__Description of the task__: Copy exactly the lines from the start of the material through the line with "border border-[#a5a5a5] border-t-[#8d8d8d]". Pictures stay out of the copy.

---*---

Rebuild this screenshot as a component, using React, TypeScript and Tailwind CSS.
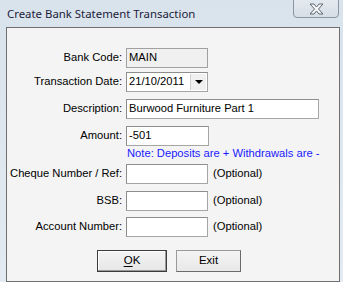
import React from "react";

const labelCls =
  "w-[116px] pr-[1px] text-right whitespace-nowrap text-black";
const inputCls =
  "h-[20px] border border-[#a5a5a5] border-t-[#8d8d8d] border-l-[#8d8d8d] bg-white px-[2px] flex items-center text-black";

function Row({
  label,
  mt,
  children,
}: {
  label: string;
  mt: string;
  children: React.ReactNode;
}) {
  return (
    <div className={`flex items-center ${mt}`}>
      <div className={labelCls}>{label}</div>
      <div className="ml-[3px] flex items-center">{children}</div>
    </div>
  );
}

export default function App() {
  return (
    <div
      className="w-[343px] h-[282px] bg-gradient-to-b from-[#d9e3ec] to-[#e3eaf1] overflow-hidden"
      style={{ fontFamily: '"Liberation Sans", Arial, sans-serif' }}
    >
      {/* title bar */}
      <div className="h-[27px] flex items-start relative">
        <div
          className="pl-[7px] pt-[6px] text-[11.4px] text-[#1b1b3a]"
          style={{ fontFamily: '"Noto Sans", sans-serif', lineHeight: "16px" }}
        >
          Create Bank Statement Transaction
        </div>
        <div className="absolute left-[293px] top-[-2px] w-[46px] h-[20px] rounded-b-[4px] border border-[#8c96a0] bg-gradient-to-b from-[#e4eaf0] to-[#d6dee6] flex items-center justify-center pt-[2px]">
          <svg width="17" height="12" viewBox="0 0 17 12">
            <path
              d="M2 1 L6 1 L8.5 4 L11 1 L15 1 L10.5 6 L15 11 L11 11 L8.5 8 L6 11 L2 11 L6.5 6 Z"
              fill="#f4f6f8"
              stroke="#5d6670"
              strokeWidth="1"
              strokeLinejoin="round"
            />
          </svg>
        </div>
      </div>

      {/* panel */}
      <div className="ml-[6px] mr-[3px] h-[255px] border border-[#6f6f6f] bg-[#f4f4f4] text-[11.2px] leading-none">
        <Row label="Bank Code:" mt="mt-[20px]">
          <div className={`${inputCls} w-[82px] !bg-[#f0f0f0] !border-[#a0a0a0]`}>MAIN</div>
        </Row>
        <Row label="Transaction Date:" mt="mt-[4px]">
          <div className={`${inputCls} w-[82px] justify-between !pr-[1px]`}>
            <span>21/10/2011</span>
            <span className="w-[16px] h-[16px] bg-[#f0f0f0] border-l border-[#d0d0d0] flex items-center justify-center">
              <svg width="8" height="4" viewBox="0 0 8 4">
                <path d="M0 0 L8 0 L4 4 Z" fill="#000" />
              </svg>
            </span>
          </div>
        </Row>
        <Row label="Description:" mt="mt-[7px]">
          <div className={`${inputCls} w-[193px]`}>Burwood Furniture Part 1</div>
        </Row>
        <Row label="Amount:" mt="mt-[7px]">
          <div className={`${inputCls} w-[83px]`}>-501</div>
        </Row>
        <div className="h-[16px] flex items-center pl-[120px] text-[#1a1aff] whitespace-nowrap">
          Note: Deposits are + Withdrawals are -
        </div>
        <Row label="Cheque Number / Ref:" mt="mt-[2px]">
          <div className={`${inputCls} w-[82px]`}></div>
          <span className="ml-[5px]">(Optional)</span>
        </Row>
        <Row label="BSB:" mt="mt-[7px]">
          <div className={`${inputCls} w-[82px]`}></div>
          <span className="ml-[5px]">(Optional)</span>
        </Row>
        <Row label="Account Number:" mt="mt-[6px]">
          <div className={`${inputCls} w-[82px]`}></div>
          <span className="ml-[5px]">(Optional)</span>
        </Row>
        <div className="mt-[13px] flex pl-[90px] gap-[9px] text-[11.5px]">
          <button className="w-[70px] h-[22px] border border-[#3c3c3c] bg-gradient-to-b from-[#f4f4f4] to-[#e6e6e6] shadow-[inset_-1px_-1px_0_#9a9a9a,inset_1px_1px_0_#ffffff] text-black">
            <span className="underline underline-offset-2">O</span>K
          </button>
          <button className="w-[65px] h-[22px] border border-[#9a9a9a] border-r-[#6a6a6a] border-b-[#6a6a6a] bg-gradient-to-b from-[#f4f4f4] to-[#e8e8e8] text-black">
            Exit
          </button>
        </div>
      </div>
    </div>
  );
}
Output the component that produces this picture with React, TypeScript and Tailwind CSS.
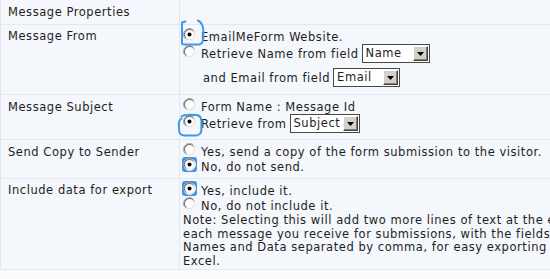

---*---

__Solution for this exercise__:
Rebuild this screenshot as a component, using React, TypeScript and Tailwind CSS.
import React from "react";

const labelCls =
  "w-[116px] pr-[1px] text-right whitespace-nowrap text-black";
const inputCls =
  "h-[20px] border border-[#a5a5a5] border-t-[#8d8d8d] border-l-[#8d8d8d] bg-white px-[2px] flex items-center text-black";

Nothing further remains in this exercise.